• **Prompt**
Find the line containing "Reproduce this table with HTML and CSS." in the entries; transcribe it and all remaining lines through the end, exactly as they appear, but not the pictures.

* * * *

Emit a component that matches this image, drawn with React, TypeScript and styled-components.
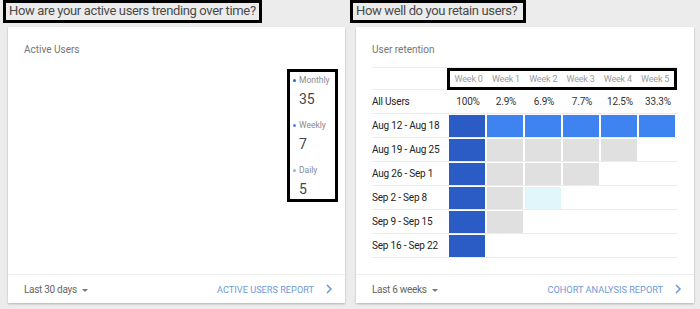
import styled, { createGlobalStyle } from "styled-components";

const GlobalStyle = createGlobalStyle`
    body {
        margin: 0;
        background: #ececec;
        font-family: Roboto, "Liberation Sans", sans-serif;
    }
`

const Page = styled.div`
    display: grid;
    grid-template-columns: 350px 350px;
    width: 700px;
    height: 309px;
    overflow: hidden;
`

const Column = styled.div`
    display: flex;
    flex-direction: column;
    align-items: flex-start;
`

const Question = styled.div<{ $width: number; $shift: number }>`
    box-sizing: border-box;
    width: ${p => p.$width}px;
    height: 23px;
    margin-left: ${p => p.$shift}px;
    border: 3px solid #000;
    padding: 0 0 0 3px;
    font-size: 13px;
    letter-spacing: -0.36px;
    line-height: 16px;
    color: #4a4a4a;
    white-space: nowrap;
`

const Card = styled.div<{ $width: number; $shift: number }>`
    box-sizing: border-box;
    width: ${p => p.$width}px;
    height: 276px;
    margin-top: 4px;
    margin-left: ${p => p.$shift}px;
    background: #fff;
    box-shadow: 0 1px 2px rgba(0, 0, 0, 0.25);
    display: flex;
    flex-direction: column;
`

const CardBody = styled.div`
    flex: 1;
    display: flex;
    flex-direction: column;
    padding: 16px 16px 0 16px;
`

const CardTitle = styled.div`
    font-size: 10px;
    line-height: 14px;
    color: #757575;
`

const Legend = styled.div`
    box-sizing: border-box;
    align-self: flex-end;
    width: 51px;
    height: 133px;
    margin: 12px -9px 0 0;
    border: 3px solid #000;
    padding: 2px 0 0 3px;
    display: flex;
    flex-direction: column;
`

const LegendLabel = styled.div<{ $dot: string }>`
    display: flex;
    align-items: center;
    gap: 3px;
    font-size: 8.5px;
    line-height: 12px;
    color: #8a8a8a;

    &::before {
        content: "";
        width: 3px;
        height: 3px;
        border-radius: 50%;
        background: ${p => p.$dot};
    }
`

const LegendValue = styled.div`
    font-size: 14px;
    line-height: 20px;
    padding: 3px 0 10px 6px;
    color: #454545;
`

const Footer = styled.div`
    height: 28px;
    border-top: 1px solid #eeeeee;
    padding: 0 16px;
    display: flex;
    align-items: center;
    justify-content: space-between;
`

const Range = styled.div`
    display: flex;
    align-items: center;
    gap: 5px;
    font-size: 10px;
    letter-spacing: -0.3px;
    color: #666;

    &::after {
        content: "";
        border-left: 3.5px solid transparent;
        border-right: 3.5px solid transparent;
        border-top: 3.5px solid #777;
        margin-top: 2px;
    }
`

const ReportLink = styled.div`
    display: flex;
    align-items: center;
    gap: 11px;
    font-size: 9.2px;
    color: #6f9ad6;

    svg {
        margin-right: -4px;
    }
`

const Table = styled.div`
    margin-top: 10px;
    width: 305px;
    border-top: 1px solid #ebebeb;
    display: flex;
    flex-direction: column;
`

const Row = styled.div<{ $height: number }>`
    height: ${p => p.$height}px;
    border-bottom: 1px solid #ebebeb;
    display: flex;
    align-items: center;
`

const RowLabel = styled.div`
    width: 77px;
    font-size: 10px;
    letter-spacing: -0.2px;
    color: #222;
    white-space: nowrap;
`

const WeekBox = styled.div`
    box-sizing: border-box;
    width: 230px;
    height: 22px;
    margin-left: -2px;
    border: 3px solid #000;
    display: flex;
    align-items: center;
`

const WeekHead = styled.div`
    width: 37.3px;
    text-align: center;
    font-size: 9px;
    letter-spacing: -0.2px;
    color: #9a9a9a;
    white-space: nowrap;
`

const Pct = styled.div`
    width: 38px;
    text-align: center;
    font-size: 10px;
    letter-spacing: -0.2px;
    color: #333;
`

const Cells = styled.div`
    display: flex;
    gap: 2px;
    align-self: stretch;
    padding: 1px 0 0 0;
`

const Cell = styled.div<{ $tone: string }>`
    width: 36px;
    height: 22px;
    background: ${p => p.$tone};
`

const tones: Record<string, string> = {
    d: "#2b5cc6",
    b: "#3e83ef",
    g: "#e0e0e0",
    c: "#e1f6fa",
}

const cohorts = [
    { label: "Aug 12 - Aug 18", cells: "dbbbbb" },
    { label: "Aug 19 - Aug 25", cells: "dgggg" },
    { label: "Aug 26 - Sep 1", cells: "dggg" },
    { label: "Sep 2 - Sep 8", cells: "dgc" },
    { label: "Sep 9 - Sep 15", cells: "dg" },
    { label: "Sep 16 - Sep 22", cells: "d" },
]

const percents = ["100%", "2.9%", "6.9%", "7.7%", "12.5%", "33.3%"]

function Chevron() {
    return (
        <svg width="8" height="10" viewBox="0 0 8 10">
            <path d="M2 1 L6 5 L2 9" fill="none" stroke="#6f9ad6" strokeWidth="1.6" />
        </svg>
    )
}

function ActiveUsersCard() {
    return (
        <Card $width={337} $shift={8}>
            <CardBody>
                <CardTitle>Active Users</CardTitle>
                <Legend>
                    <LegendLabel $dot="#3367d6">Monthly</LegendLabel>
                    <LegendValue>35</LegendValue>
                    <LegendLabel $dot="#4a86e8">Weekly</LegendLabel>
                    <LegendValue>7</LegendValue>
                    <LegendLabel $dot="#7fc4d8">Daily</LegendLabel>
                    <LegendValue>5</LegendValue>
                </Legend>
            </CardBody>
            <Footer>
                <Range>Last 30 days</Range>
                <ReportLink>ACTIVE USERS REPORT <Chevron /></ReportLink>
            </Footer>
        </Card>
    )
}

function RetentionCard() {
    return (
        <Card $width={338} $shift={6}>
            <CardBody>
                <CardTitle>User retention</CardTitle>
                <Table>
                    <Row $height={21}>
                        <RowLabel />
                        <WeekBox>
                            {[0, 1, 2, 3, 4, 5].map(w => (
                                <WeekHead key={w}>Week {w}</WeekHead>
                            ))}
                        </WeekBox>
                    </Row>
                    <Row $height={23}>
                        <RowLabel>All Users</RowLabel>
                        {percents.map(p => <Pct key={p}>{p}</Pct>)}
                    </Row>
                    {cohorts.map(c => (
                        <Row $height={23} key={c.label}>
                            <RowLabel>{c.label}</RowLabel>
                            <Cells>
                                {c.cells.split("").map((t, i) => (
                                    <Cell key={i} $tone={tones[t]} />
                                ))}
                            </Cells>
                        </Row>
                    ))}
                </Table>
            </CardBody>
            <Footer>
                <Range>Last 6 weeks</Range>
                <ReportLink>COHORT ANALYSIS REPORT <Chevron /></ReportLink>
            </Footer>
        </Card>
    )
}

export default function App() {
    return (
        <Page>
            <GlobalStyle />
            <Column>
                <Question $width={259} $shift={3}>How are your active users trending over time?</Question>
                <ActiveUsersCard />
            </Column>
            <Column>
                <Question $width={176} $shift={0}>How well do you retain users?</Question>
                <RetentionCard />
            </Column>
        </Page>
    )
}
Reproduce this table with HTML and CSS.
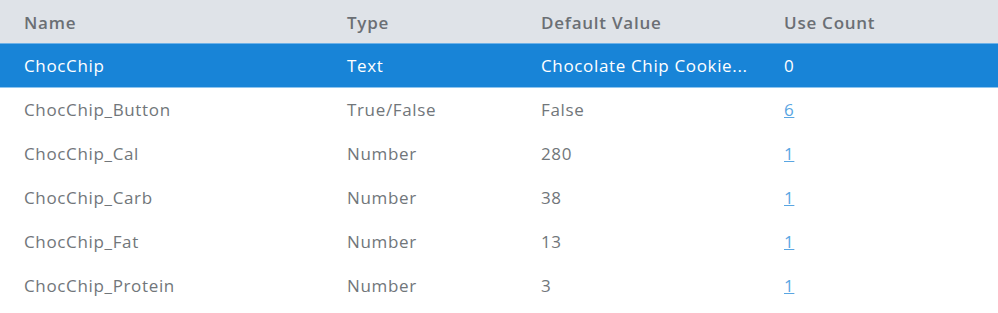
FILE: index.html
```html
<!DOCTYPE html>
<html>
<head>
<meta charset="utf-8">
<link rel="stylesheet" href="styles.css">
</head>
<body>
<table class="grid">
  <thead>
    <tr><th class="c1">Name</th><th class="c2">Type</th><th class="c3">Default Value</th><th class="c4">Use Count</th></tr>
  </thead>
  <tbody>
    <tr class="sel"><td>ChocChip</td><td>Text</td><td>Chocolate Chip Cookie...</td><td>0</td></tr>
    <tr><td>ChocChip_Button</td><td>True/False</td><td>False</td><td><a class="lnk">6</a></td></tr>
    <tr><td>ChocChip_Cal</td><td>Number</td><td>280</td><td><a class="lnk">1</a></td></tr>
    <tr><td>ChocChip_Carb</td><td>Number</td><td>38</td><td><a class="lnk">1</a></td></tr>
    <tr><td>ChocChip_Fat</td><td>Number</td><td>13</td><td><a class="lnk">1</a></td></tr>
    <tr><td>ChocChip_Protein</td><td>Number</td><td>3</td><td><a class="lnk">1</a></td></tr>
  </tbody>
</table>
</body>
</html>
```
FILE: styles.css
```css
html, body {
  margin: 0;
  padding: 0;
  background: #ffffff;
}
body {
  font-family: "Open Sans", "Noto Sans", sans-serif;
  font-size: 17px;
  letter-spacing: 0.65px;
  color: #71767a;
}
.grid {
  width: 998px;
  border-collapse: collapse;
  table-layout: fixed;
}
.grid th, .grid td {
  box-sizing: border-box;
  text-align: left;
  padding: 1px 0 0 24px;
  white-space: nowrap;
  overflow: hidden;
}
.grid th {
  height: 43px;
  padding-top: 2px;
  background: #dfe3e8;
  color: #6b6f74;
  font-weight: 600;
  letter-spacing: 0.75px;
}
.c1 { width: 323px; }
.c2 { width: 194px; }
.c3 { width: 243px; }
.grid td {
  height: 44px;
}
.grid tr.sel td {
  background: #1884d7;
  color: #ffffff;
  border-top: 1px solid #6fb2e8;
  border-bottom: 1px solid #8ec5ef;
  height: 44px;
}
.lnk {
  color: #5aa6e2;
  text-decoration: underline;
}
```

* * * *

• **Result of this task**
Reproduce this table with HTML and CSS.
FILE: index.html
```html
<!DOCTYPE html>
<html>
<head>
<meta charset="utf-8">
<link rel="stylesheet" href="styles.css">
</head>
<body>
<table class="grid">
  <thead>
    <tr><th class="c1">Name</th><th class="c2">Type</th><th class="c3">Default Value</th><th class="c4">Use Count</th></tr>
  </thead>
  <tbody>
    <tr class="sel"><td>ChocChip</td><td>Text</td><td>Chocolate Chip Cookie...</td><td>0</td></tr>
    <tr><td>ChocChip_Button</td><td>True/False</td><td>False</td><td><a class="lnk">6</a></td></tr>
    <tr><td>ChocChip_Cal</td><td>Number</td><td>280</td><td><a class="lnk">1</a></td></tr>
    <tr><td>ChocChip_Carb</td><td>Number</td><td>38</td><td><a class="lnk">1</a></td></tr>
    <tr><td>ChocChip_Fat</td><td>Number</td><td>13</td><td><a class="lnk">1</a></td></tr>
    <tr><td>ChocChip_Protein</td><td>Number</td><td>3</td><td><a class="lnk">1</a></td></tr>
  </tbody>
</table>
</body>
</html>
```
FILE: styles.css
```css
html, body {
  margin: 0;
  padding: 0;
  background: #ffffff;
}
body {
  font-family: "Open Sans", "Noto Sans", sans-serif;
  font-size: 17px;
  letter-spacing: 0.65px;
  color: #71767a;
}
.grid {
  width: 998px;
  border-collapse: collapse;
  table-layout: fixed;
}
.grid th, .grid td {
  box-sizing: border-box;
  text-align: left;
  padding: 1px 0 0 24px;
  white-space: nowrap;
  overflow: hidden;
}
.grid th {
  height: 43px;
  padding-top: 2px;
  background: #dfe3e8;
  color: #6b6f74;
  font-weight: 600;
  letter-spacing: 0.75px;
}
.c1 { width: 323px; }
.c2 { width: 194px; }
.c3 { width: 243px; }
.grid td {
  height: 44px;
}
.grid tr.sel td {
  background: #1884d7;
  color: #ffffff;
  border-top: 1px solid #6fb2e8;
  border-bottom: 1px solid #8ec5ef;
  height: 44px;
}
.lnk {
  color: #5aa6e2;
  text-decoration: underline;
}
```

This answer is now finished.